Google Dataset Search
Google recently put at our disposal a huge engine dedicated to looking Data Sets. This engine, similar to the normal google search, can be filtered to specify our needs: looking for open data-sets, filter the format you want, the topic, and much more.
Each result includes a description of the data set, along with references to previous works where it has been used, and various links to the possible download options. This search console is supposed to grant access to the widest group of data in the world: 25M data-sets. Google does this by using an indexing scheme similar to what their normal search console uses, so it does not curate the data-sets in any way. You can find more information on this tool on Google’s blog.
Video game, Anime, and Manga Data Sets
LionBridge has put together a very cool repository/post of manga, anime, and video game data sets for Machine Learning. There are 25 data sets in this repository that are fun, briefly described in the article, and mostly in English.
There are image data sets, review data sets, and data sets of game genre classification with descriptions about the games, tittles, and other cool information. As a lot of these data sets contain non-structured data, they might be harder to use than a normal table-like data set, however we deeply encourage you to take a look if you are a bit nerdy like us!
Kaggle Data Sets
Kaggle is one of the best known resources for fetching all kinds of data sets. The famous website, known for the organisation of Machine Learning challenges and competitions has an extensive catalogue of data sets, for all kinds of uses. Despite most of these data sets were initially offered as the data for some challenge, they progressed to be freely available and at the disposal of everybody.

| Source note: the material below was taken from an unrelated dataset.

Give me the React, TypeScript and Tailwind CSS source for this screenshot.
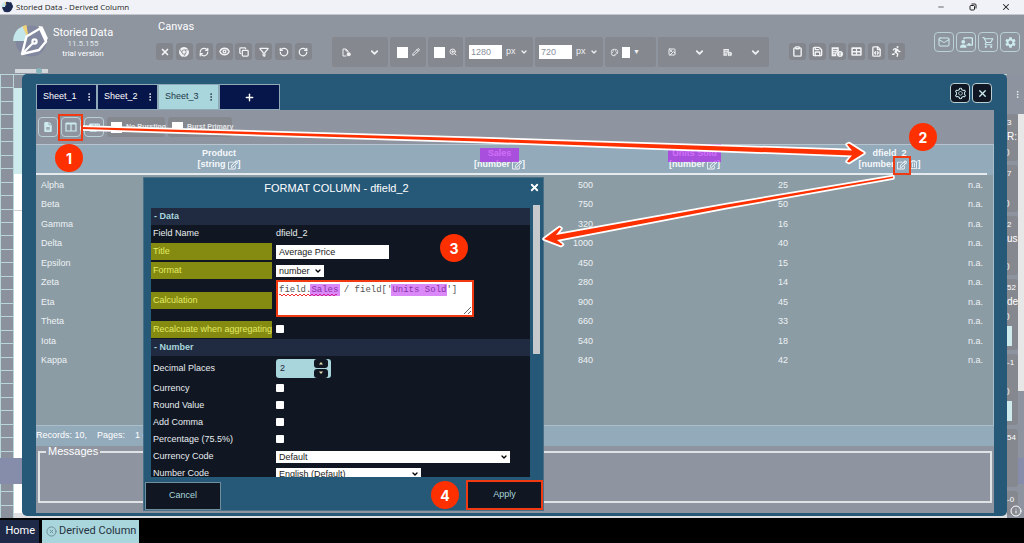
import React from "react";
import {
  Clipboard, Copy, Eye, FileCode, Filter, Image, Mail, Minus, Pencil, Plus, RefreshCw,
  RotateCcw, RotateCw, Save, X, ZoomIn, ChevronDown, Info, CircleX, EllipsisVertical,
} from "lucide-react";
import { FaChrome, FaChalkboardUser, FaPersonRunning, FaFileInvoice, FaFileLines } from "react-icons/fa6";
import { FaRegEdit, FaRegTrashAlt } from "react-icons/fa";
import { MdOutlinePalette, MdOutlineShoppingCart, MdSettings } from "react-icons/md";
import { AiOutlineSetting } from "react-icons/ai";

const sans = "font-['Liberation_Sans',Arial,sans-serif]";
const roboto = "font-['Roboto',sans-serif]";

function Logo({ className, dark, pen }: { className: string; dark: string; pen: string }) {
  return (
    <svg viewBox="0 0 36 36" className={className} aria-hidden="true">
      <circle cx="19" cy="18" r="15.500" fill={dark} />
      <path d="M17 18 L1 18 A17 17 0 0 1 11 3 Z" fill="#c3e7ea" />
      <path d="M17 18 L10.500 3.500 A16 16 0 0 1 14.500 2 Z" fill="#f2d37a" />
      <path d="M10 31 L14.500 13.500 L28 5.500 L34 18.500 L27 27 Z" fill={dark} stroke={pen} strokeWidth="2.400" strokeLinejoin="round" />
      <path d="M26.500 3 L30.500 3.500 L35.800 15 L34 20 Z" fill={pen} />
      <path d="M10 31 L21 20" stroke={pen} strokeWidth="2.200" />
      <circle cx="22.500" cy="18.500" r="3.200" fill={pen} />
      <circle cx="22.500" cy="18.500" r="1" fill={dark} />
    </svg>
  );
}

function PageDot({ size }: { size: number }) {
  return (
    <svg viewBox="0 0 18 16" width={size} height={size} fill="none" stroke="currentColor" strokeWidth="2" aria-hidden="true">
      <path d="M9 15H2V1H8L12 5V8M8 1V5H12" />
      <circle cx="13.500" cy="11.500" r="4" fill="currentColor" stroke="none" />
    </svg>
  );
}

function ReportInfo({ size }: { size: number }) {
  return (
    <svg viewBox="0 0 20 18" width={size} height={size} aria-hidden="true">
      <path d="M1 1H13V8A6 6 0 0 0 9 16H1Z" fill="currentColor" />
      <path d="M3.500 5H10.500M3.500 8.500H9M3.500 12H7" stroke="#83868c" strokeWidth="1.400" />
      <circle cx="15" cy="12.500" r="5" fill="currentColor" />
      <path d="M15 9.500V13.500M15 14.500V16" stroke="#83868c" strokeWidth="1.500" />
    </svg>
  );
}

function GridIcon({ size }: { size: number }) {
  return (
    <svg viewBox="0 0 18 16" width={size} height={size} aria-hidden="true">
      <path fill="currentColor" fillRule="evenodd" d="M2 1H16Q17.500 1 17.500 2.500V13.500Q17.500 15 16 15H2Q.500 15 .500 13.500V2.500Q.500 1 2 1ZM3 4V7H8V4ZM10 4V7H15V4ZM3 9.500V12.500H8V9.500ZM10 9.500V12.500H15V9.500Z" />
    </svg>
  );
}

function ToolButton({ label, children }: { label: string; children: React.ReactNode }) {
  return (
    <button aria-label={label} className="flex size-[17px] items-center justify-center rounded-[3px] bg-[#83868c] text-[#f1f3f5]">
      {children}
    </button>
  );
}

function Group({ className, children }: { className: string; children: React.ReactNode }) {
  return <div className={`flex h-[30px] shrink-0 items-center rounded-[2px] bg-[#85888f] text-[#eef0f2] ${className}`}>{children}</div>;
}

function OutlineButton({ label, className = "", children }: { label: string; className?: string; children: React.ReactNode }) {
  return (
    <button aria-label={label} className={`flex size-5 shrink-0 items-center justify-center rounded-[4px] border border-[#b9d0d5] text-[#cdebee] ${className}`}>
      {children}
    </button>
  );
}

function SizeField({ label, value }: { label: string; value: string }) {
  return (
    <Group className="w-[68px] gap-1 pl-1">
      <input aria-label={label} defaultValue={value} className="h-[14px] w-[33px] bg-white pl-[2px] text-[9px] leading-3 text-[#8a919b]" />
      <button aria-label={`${label} unit`} className="flex items-center gap-1 text-[9px]">
        px <ChevronDown size={8} strokeWidth={4} />
      </button>
    </Group>
  );
}

function Header() {
  return (
    <header className="flex h-[59px] shrink-0 bg-[#8e959f] text-white">
      <Logo className="ml-3 mt-2 size-9 shrink-0" dark="#81879e" pen="#ffffff" />
      <div className={`ml-[5px] mt-3 flex w-[60px] shrink-0 flex-col items-center text-center ${roboto}`}>
        <div className="whitespace-nowrap text-[11px] leading-3">Storied Data</div>
        <div className="text-[8px] leading-[10px] text-[#dfe3e6]">11.5.155</div>
        <div className="whitespace-nowrap text-[8px] leading-[10px]">trial version</div>
      </div>
      <div className="ml-[43px] mt-[6px] w-[156px] shrink-0">
        <h1 className={`pl-[2px] text-[11px] leading-3 ${roboto}`}>Canvas</h1>
        <div className="mt-[10px] flex justify-between">
          <ToolButton label="Close"><X size={10} strokeWidth={4} /></ToolButton>
          <ToolButton label="Browser"><FaChrome size={10} /></ToolButton>
          <ToolButton label="Refresh"><RefreshCw size={10} strokeWidth={3} /></ToolButton>
          <ToolButton label="Preview"><Eye size={11} strokeWidth={3} /></ToolButton>
          <ToolButton label="Copy"><Copy size={10} strokeWidth={3} /></ToolButton>
          <ToolButton label="Filter"><Filter size={10} strokeWidth={3} /></ToolButton>
          <ToolButton label="Undo"><RotateCcw size={10} strokeWidth={3} /></ToolButton>
          <ToolButton label="Redo"><RotateCw size={10} strokeWidth={3} /></ToolButton>
        </div>
      </div>
      <div className={`ml-5 mt-[22px] flex shrink-0 gap-[2px] ${sans}`}>
        <Group className="w-14 justify-between pl-[10px] pr-2">
          <PageDot size={9} />
          <ChevronDown size={11} strokeWidth={4} />
        </Group>
        <Group className="w-9 justify-center gap-1">
          <span className="size-[11px] bg-white" />
          <Pencil size={8} strokeWidth={3} />
        </Group>
        <Group className="w-[35px] justify-center gap-1">
          <span className="size-[11px] bg-white" />
          <ZoomIn size={8} strokeWidth={3} />
        </Group>
        <SizeField label="Width" value="1280" />
        <SizeField label="Height" value="720" />
        <Group className="w-[51px] gap-[3px] pl-[5px]">
          <MdOutlinePalette size={9} />
          <span className="h-[11px] w-2 bg-white" />
          <span className="text-[7px]">▼</span>
        </Group>
        <Group className="w-[111px] justify-between pl-[10px] pr-2">
          <Image size={8} strokeWidth={3} />
          <ChevronDown size={11} strokeWidth={4} />
          <ReportInfo size={9} />
          <ChevronDown size={11} strokeWidth={4} />
        </Group>
      </div>
      <div className="ml-5 mt-7 flex w-[116px] shrink-0 justify-between">
        <ToolButton label="Paste"><Clipboard size={11} strokeWidth={3} /></ToolButton>
        <ToolButton label="Save"><Save size={11} strokeWidth={3} /></ToolButton>
        <ToolButton label="Report"><ReportInfo size={12} /></ToolButton>
        <ToolButton label="Table"><GridIcon size={11} /></ToolButton>
        <ToolButton label="Code"><FileCode size={11} strokeWidth={3} /></ToolButton>
        <ToolButton label="Run"><FaPersonRunning size={11} /></ToolButton>
      </div>
      <div className="ml-auto mr-1 mt-[17px] flex gap-[2px]">
        <OutlineButton label="Mail"><Mail size={12} strokeWidth={2} /></OutlineButton>
        <OutlineButton label="Training"><FaChalkboardUser size={13} /></OutlineButton>
        <OutlineButton label="Cart"><MdOutlineShoppingCart size={13} /></OutlineButton>
        <OutlineButton label="Settings"><MdSettings size={13} /></OutlineButton>
      </div>
    </header>
  );
}

const cards = [
  { h: "h-[47px]", first: "3", second: "R:", last: ")" },
  { h: "h-[47px]", first: "7", second: "", last: ")" },
  { h: "h-[59px]", first: "2", second: "us", last: ")" },
  { h: "h-[71px]", first: "52", second: "de", last: ")", swatch: true },
  { h: "h-[71px]", first: "-1", second: "", last: ")", swatch: true },
  { h: "h-[58px]", first: "54", second: "", last: "" },
  { h: "h-[24px]", first: "-0", second: "", last: "" },
];

function Backdrop() {
  return (
    <div className="flex h-full overflow-hidden bg-[#8d949f]">
      <div className="flex w-[14px] shrink-0 flex-col bg-[#8b929d]">
        {Array.from({ length: 33 }, (_, i) => (
          <div key={i} className="flex-1 border-l border-r border-t border-[#b9d6da]" />
        ))}
      </div>
      <div className="flex grow flex-col bg-white">
        <div className="h-[14px] border-t border-[#b9d6da] bg-[#8b929d]" />
        <div className="h-[86px] bg-[#cdeaec]" />
        <div className="h-[37px] border-b border-[#d0d0d4]" />
        <div className="grow" />
        <div className="h-[5px] bg-[#dfdfe1]" />
      </div>
      <div className={`relative flex w-[17px] shrink-0 text-white ${sans}`}>
        <div className="flex w-[11px] shrink-0 flex-col gap-[4px] bg-[#8d949f] pt-10">
          {cards.map((c, i) => (
            <div key={i} className={`${c.h} relative z-10 flex shrink-0 flex-col rounded-r-[3px] bg-[#85888f] py-1 text-[8px] leading-[10px]`}>
              <span>{c.first}</span>
              {c.second && <span className="mt-1 text-[10px]">{c.second}</span>}
              {c.last && <span className="mt-auto">{c.last}</span>}
              {c.swatch && <span className="mt-[5px] h-5 w-[5px] shrink-0 bg-[#cdeaec]" />}
            </div>
          ))}
        </div>
        <EllipsisVertical size={9} className="absolute right-[2px] top-4" />
        <div className="pt-10">
          <div className="h-[277px] w-[6px] bg-[#e7e7e7]" />
        </div>
      </div>
    </div>
  );
}

const data = [
  ["Alpha", 500, 25], ["Beta", 750, 50], ["Gamma", 320, 16], ["Delta", 1000, 40], ["Epsilon", 450, 15],
  ["Zeta", 280, 14], ["Eta", 900, 45], ["Theta", 660, 33], ["Iota", 540, 18], ["Kappa", 840, 42],
];

function ColumnHead({ title, type, mark, removable }: { title: string; type: string; mark?: string; removable?: boolean }) {
  return (
    <th className="h-[28px] p-0 align-middle font-bold">
      <div className="flex flex-col items-center leading-[11px]">
        <span className="relative">
          {title}
          {mark && <span className={`absolute bottom-[-3px] z-30 bg-[#b812f3]/60 ${mark}`} />}
        </span>
        <span className="flex items-center">
          <span className="mr-[2px]">[{type}</span>
          <FaRegEdit size={10} />
          {removable && <FaRegTrashAlt size={9} className="ml-[2px]" />}
          <span>]</span>
        </span>
      </div>
    </th>
  );
}

function Columns() {
  return (
    <colgroup>
      <col />
      <col className="w-[195px]" />
      <col className="w-[195px]" />
      <col className="w-[195px]" />
    </colgroup>
  );
}

function DataTable() {
  return (
    <div className="h-[282px] border-b border-r border-[#a9bec9] bg-[#8b9ca5]">
      <div className="border-t border-[#b7c4cd] bg-[#93aabb] pr-[6px] text-[#f5f8fa]">
        <div className="border-b-2 border-[#e4eaee]">
          <table className="w-full table-fixed border-collapse text-[9px]">
            <Columns />
            <thead>
              <tr>
                <ColumnHead title="Product" type="string" />
                <ColumnHead title="Sales" type="number" mark="-left-2 -right-2 h-[14px]" />
                <ColumnHead title="Units Sold" type="number" mark="-left-1 -right-1 h-[18px]" />
                <ColumnHead title="dfield_2" type="number" removable />
              </tr>
            </thead>
          </table>
        </div>
      </div>
      <div className="pr-[6px]">
        <table aria-label="Records" className="h-[195px] w-full table-fixed border-collapse text-[9px] leading-[10px] text-[#eef2f4]">
          <Columns />
          <tbody>
            {data.map(([name, sales, units]) => (
              <tr key={name}>
                <td className="py-0 pl-[5px]">{name}</td>
                <td className="py-0 pr-1 text-right">{sales}</td>
                <td className="py-0 pr-1 text-right">{units}</td>
                <td className="py-0 pr-1 text-right">n.a.</td>
              </tr>
            ))}
          </tbody>
        </table>
      </div>
    </div>
  );
}

function Section({ children }: { children: React.ReactNode }) {
  return <h3 className="flex h-[17px] shrink-0 items-center bg-[#202b41] pl-[3px] font-bold text-[#a9d6dc]">{children}</h3>;
}

function Row({ label, htmlFor, h, mark, children }: { label: string; htmlFor?: string; h: string; mark?: boolean; children: React.ReactNode }) {
  return (
    <div className={`flex shrink-0 items-center ${h}`}>
      <label
        htmlFor={htmlFor}
        className={`flex h-[17px] w-[121px] shrink-0 items-center whitespace-nowrap pl-[2px] ${mark ? "bg-[#858b11] text-[#e2ea62]" : "text-[#e8edf0]"}`}
      >
        {label}
      </label>
      <div className="ml-1 flex grow items-center">{children}</div>
    </div>
  );
}

function Dropdown({ id, value, w }: { id: string; value: string; w: string }) {
  return (
    <div className={`relative ${w}`}>
      <select id={id} className="block h-3 w-full appearance-none bg-white pl-[3px] text-[9px] leading-3 text-[#222]">
        <option>{value}</option>
      </select>
      <ChevronDown size={8} strokeWidth={4} className="pointer-events-none absolute right-[2px] top-[2px] text-black" />
    </div>
  );
}

function Tick({ id }: { id: string }) {
  return <input id={id} type="checkbox" className="mb-[2px] size-2 appearance-none rounded-[1px] bg-white" />;
}

function FormatDialog() {
  return (
    <section
      aria-label="Format column"
      className={`absolute left-[121px] top-[103px] flex h-[334px] w-[401px] flex-col border border-[#4a7088] bg-[#265878] ${sans}`}
    >
      <div className="flex h-[30px] shrink-0 items-start pt-[3px] text-white">
        <h2 className="grow text-center text-[11px] leading-[14px]">FORMAT COLUMN - dfield_2</h2>
        <button aria-label="Close dialog" className="mr-[3px] mt-[1px]"><X size={11} strokeWidth={4} /></button>
      </div>
      <div className="flex min-h-0 grow">
        <div className="ml-[7px] flex h-[269px] w-[379px] flex-col overflow-hidden bg-[#101722] text-[9px] leading-[11px]">
          <Section>- Data</Section>
          <Row label="Field Name" h="h-[17px]"><span className="text-[#e8edf0]">dfield_2</span></Row>
          <Row label="Title" htmlFor="title" h="h-[19px]" mark>
            <input id="title" defaultValue="Average Price" className="h-[14px] w-[113px] bg-white pl-[3px] text-[#222]" />
          </Row>
          <Row label="Format" htmlFor="format" h="h-[19px]" mark><Dropdown id="format" value="number" w="w-12" /></Row>
          <Row label="Calculation" htmlFor="calculation" h="h-10" mark>
            <div className="relative -mt-1">
              <textarea
                id="calculation"
                spellCheck={false}
                defaultValue="field.Sales / field['Units Sold']"
                className="block h-[37px] w-[198px] overflow-hidden border-2 border-[#f23a12] bg-white px-[1px] py-[3px] font-['Liberation_Mono',monospace] text-[9px] leading-[10px] text-[#555]"
              />
              <svg className="pointer-events-none absolute left-[3px] top-[13px]" width="60" height="3" aria-hidden="true">
                <path d="M0 2 q1 -2 2 0 t2 0 t2 0 t2 0 t2 0 t2 0 t2 0 t2 0 t2 0 t2 0 t2 0 t2 0 t2 0 t2 0 t2 0 t2 0 t2 0 t2 0 t2 0 t2 0 t2 0 t2 0 t2 0 t2 0 t2 0 t2 0 t2 0 t2 0 t2 0" fill="none" stroke="#f03030" />
              </svg>
              <span className="pointer-events-none absolute left-[34px] top-1 h-3 w-[30px] bg-[#b812f3]/50" />
              <span className="pointer-events-none absolute left-[115px] top-1 h-3 w-[56px] bg-[#b812f3]/50" />
            </div>
          </Row>
          <Row label="Recalcuate when aggregating" htmlFor="recalc" h="h-[19px]" mark><Tick id="recalc" /></Row>
          <Section>- Number</Section>
          <Row label="Decimal Places" htmlFor="places" h="h-6">
            <div className="flex h-[19px] w-[55px] items-center rounded-[3px] bg-[#a9d6dc]">
              <input id="places" defaultValue="2" className="h-4 w-[38px] bg-transparent pl-1 text-[#223]" />
              <div className="flex h-[19px] w-[14px] flex-col gap-px">
                <button aria-label="Increase" className="flex flex-1 items-center justify-center rounded-[3px] bg-[#101722]">
                  <svg width="6" height="4" aria-hidden="true"><path d="M1 3.500 L3 1 L5 3.500Z" fill="#e9dfb0" /></svg>
                </button>
                <button aria-label="Decrease" className="flex flex-1 items-center justify-center rounded-[3px] bg-[#101722]">
                  <svg width="6" height="4" aria-hidden="true"><path d="M1 .500 L3 3 L5 .500Z" fill="#e9dfb0" /></svg>
                </button>
              </div>
            </div>
          </Row>
          <Row label="Currency" htmlFor="currency" h="h-[17px]"><Tick id="currency" /></Row>
          <Row label="Round Value" htmlFor="round" h="h-[17px]"><Tick id="round" /></Row>
          <Row label="Add Comma" htmlFor="comma" h="h-[17px]"><Tick id="comma" /></Row>
          <Row label="Percentage (75.5%)" htmlFor="pct" h="h-[17px]"><Tick id="pct" /></Row>
          <Row label="Currency Code" htmlFor="ccode" h="h-[17px]"><Dropdown id="ccode" value="Default" w="w-[234px]" /></Row>
          <Row label="Number Code" htmlFor="ncode" h="h-[17px]"><Dropdown id="ncode" value="English (Default)" w="w-[145px]" /></Row>
        </div>
        <div className="-mt-[3px] ml-[3px] h-[149px] w-[7px] bg-[#c6c9cc]" />
      </div>
      <div className="flex shrink-0 items-end justify-between pl-[1px] text-[9px] text-[#a9d6dc]">
        <button className="h-7 w-[76px] border border-[#6f8f9d] bg-[#101722]">Cancel</button>
        <button className="h-[30px] w-[77px] border-2 border-[#f23a12] bg-[#101722]">Apply</button>
      </div>
    </section>
  );
}

function Tab({ label, active }: { label: string; active?: boolean }) {
  return (
    <button
      className={`flex h-[26px] w-[61px] items-center justify-between border border-[#8fa9b8] pl-[6px] pr-[2px] text-[9px] ${active ? "bg-[#a9d6dc] text-[#24374a]" : "bg-[#07164a] text-white"}`}
    >
      {label}
      <EllipsisVertical size={10} strokeWidth={2} />
    </button>
  );
}

function BurstOption({ id, label, w }: { id: string; label: string; w: string }) {
  return (
    <label htmlFor={id} className={`flex h-5 shrink-0 items-center gap-1 whitespace-nowrap rounded-[3px] bg-[#85888f] pl-1 text-[7px] font-bold text-[#e3e6e9] ${w}`}>
      <input id={id} type="checkbox" className="size-[11px] shrink-0 appearance-none bg-white" />
      {label}
    </label>
  );
}

function SheetModal() {
  return (
    <div className={`absolute bottom-[2px] left-[22px] right-[17px] top-0 z-10 rounded-[5px] bg-[#265878] pl-[14px] pr-[13px] ${sans}`}>
      <div className="flex h-9 items-end">
        <Tab label="Sheet_1" />
        <Tab label="Sheet_2" />
        <Tab label="Sheet_3" active />
        <button aria-label="Add sheet" className="flex h-[26px] w-[61px] items-center justify-center border border-[#8fa9b8] bg-[#07164a] text-white">
          <Plus size={11} strokeWidth={3} />
        </button>
        <div className="ml-auto mr-[2px] flex gap-[2px] pb-[7px]">
          <OutlineButton label="Sheet settings" className="bg-[#101722]"><AiOutlineSetting size={13} /></OutlineButton>
          <OutlineButton label="Close sheets" className="bg-[#101722]"><X size={11} strokeWidth={3} /></OutlineButton>
        </div>
      </div>
      <div className="bg-[#8f95a0] pb-[10px]">
        <div className="flex h-[34px] items-center gap-[3px] pl-[2px]">
          <OutlineButton label="Sheet data"><FaFileLines size={10} /></OutlineButton>
          <OutlineButton label="Derived column">
            <svg viewBox="0 0 12 10" width="12" height="10" fill="none" stroke="currentColor" aria-hidden="true">
              <path d="M1 1.500H11V9H1Z M6 2V9" strokeWidth="1.200" />
              <path d="M1 1.500H11" strokeWidth="2" />
            </svg>
          </OutlineButton>
          <OutlineButton label="Aggregate"><FaFileInvoice size={11} className="rotate-90" /></OutlineButton>
          <BurstOption id="noburst" label="No Bursting" w="w-[58px]" />
          <BurstOption id="burst" label="Burst Primary" w="w-[64px]" />
        </div>
        <DataTable />
        <div className="flex h-5 items-center gap-[10px] bg-[#93aabb] text-[9px] text-white">
          <span>Records: 10,</span>
          <span>Pages:</span>
          <span>1 of</span>
        </div>
        <fieldset className="mx-[2px] h-[57px] border-2 border-[#dfe3e6] pl-[6px] text-[11px] leading-[11px] text-white">
          <legend className="px-[2px]">Messages</legend>
        </fieldset>
      </div>
      <FormatDialog />
    </div>
  );
}

function Badge({ n, place }: { n: number; place: string }) {
  return (
    <div className={`absolute z-40 flex size-7 items-center justify-center rounded-full bg-[#ff3000] font-['Inter',sans-serif] text-[14px] font-bold text-white ${place}`}>
      {n}
    </div>
  );
}

function Callouts() {
  return (
    <>
      <svg className="pointer-events-none absolute left-0 top-0 z-20" width="1024" height="543" aria-hidden="true">
        <g fill="#ff3000" stroke="#fff" strokeWidth="3.500" paintOrder="stroke" strokeLinejoin="round">
          <path d="M82 127 L480 138.500 L852 150.500 L847 144.500 L849 143.500 L864 153 L849 162.500 L847 161.500 L852 155.500 L480 141.500 L82 129 Z" />
          <path d="M893 176.500 L727 204.500 L556 235 L561 228.500 L559.500 227.500 L544 239 L561 245.500 L562.500 244.500 L557 240 L727 207.500 L893 178 Z" />
        </g>
      </svg>
      <div className="absolute left-[58px] top-[114px] z-30 h-[27px] w-[25px] border-2 border-[#f23a12]" />
      <div className="absolute left-[893px] top-[156px] z-30 h-[19px] w-[18px] border-2 border-[#f23a12]" />
      <Badge n={1} place="left-[55px] top-[144px]" />
      <Badge n={2} place="left-[909px] top-[123px]" />
      <Badge n={3} place="left-[440px] top-[234px]" />
      <Badge n={4} place="left-[431px] top-[481px]" />
    </>
  );
}

export default function App() {
  return (
    <div className="relative flex h-screen flex-col overflow-hidden bg-black">
      <div className="flex h-[15px] shrink-0 items-center border-b border-[#c4c7cc] bg-[#f1f2f8] pl-[1px] text-[#222]">
        <Logo className="size-3" dark="#1d2a52" pen="#1d2a52" />
        <span className="ml-[3px] font-['Open_Sans','Noto_Sans',sans-serif] text-[8px] leading-[14px]">Storied Data - Derived Column</span>
        <div className="ml-auto mr-[13px] flex items-center gap-6">
          <button aria-label="Minimize"><Minus size={8} /></button>
          <button aria-label="Restore">
            <svg viewBox="0 0 8 8" width="8" height="8" fill="none" stroke="currentColor" aria-hidden="true">
              <rect x="1" y="2.500" width="4.500" height="4.500" rx="1" />
              <path d="M2.500 1H6Q7 1 7 2V5.500" />
            </svg>
          </button>
          <button aria-label="Close window"><X size={10} strokeWidth={2.5} /></button>
        </div>
      </div>
      <Header />
      <main className="relative min-h-0 grow">
        <div className="absolute -top-[5px] left-[15px] h-1 w-[33px] bg-[#d3d6da]">
          <div className="absolute -top-px left-[21px] size-[6px] rounded-full bg-[#86b4bb]" />
        </div>
        <Backdrop />
        <div className="absolute inset-x-0 top-[384px] h-[26px] bg-[#858dab]" />
        <SheetModal />
        <Info size={12} className="absolute bottom-[1px] right-[2px] z-10 text-white" />
      </main>
      <nav className={`flex h-[25px] shrink-0 items-end gap-[3px] bg-black pt-[2px] text-[11px] ${roboto}`}>
        <a href="#home" className="flex h-[23px] w-[39px] items-center justify-end bg-[#1d2947] pr-1 text-white">Home</a>
        <a href="#derived" className="flex h-[23px] w-[97px] items-center gap-[2px] whitespace-nowrap bg-[#a9d6dc] pl-1 text-[#26323f]">
          <CircleX size={11} strokeWidth={2} className="shrink-0 text-[#6c8a92]" />
          Derived Column
        </a>
      </nav>
      <Callouts />
    </div>
  );
}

This resource has more than 30K public data sets that are fully described, and that despite of sometimes overlapping with other repositories like the UCI repo described above, constitutes one of the best resources nowadays to look for fresh, useful data.
VisualData Image Datasets
Visualdata.io is a website that has collected about 500 fantastic data sets for computer vision and image recognition. It is a very good place if you are looking for high-quaility classified images to play around with.
Again, it is not a resource for beginners as these computer vision tasks are probably more challenging that standard Machine Learning problems, but if you are already experienced on the field and are looking for data to build your own project using images, this is a very very good resource.
If you want to really exploit these Data Sets, go take a look at our Computer Vision Tutorials.
data.world is a platform that has the intention of building a collaborative, abundant, and wide platform for sharing, discovering, managing and understanding data sets. It is oriented a bit like a social network, and it is still growing, but the idea is promising and useful. It can be used by both, individuals and organisations, and it is oriented towards, research and bussiness!
Anyone can join their forces to collaborate and solve problems together! You can find the documentation and getting started guide here.
Google Open Images Dataset
The Open Images Dataset is an image dataset repository by Google Open Source with images and labels for all kinds of problems: image classification, object detection (problems with bounding boxes), and object segmentation (problems with bounding boxes and masks).
These annotated images are perfect for trying state of the art computer vision algorithms like YOLO, implementing your own applications, and even using these images for data augmentation. Go take a look!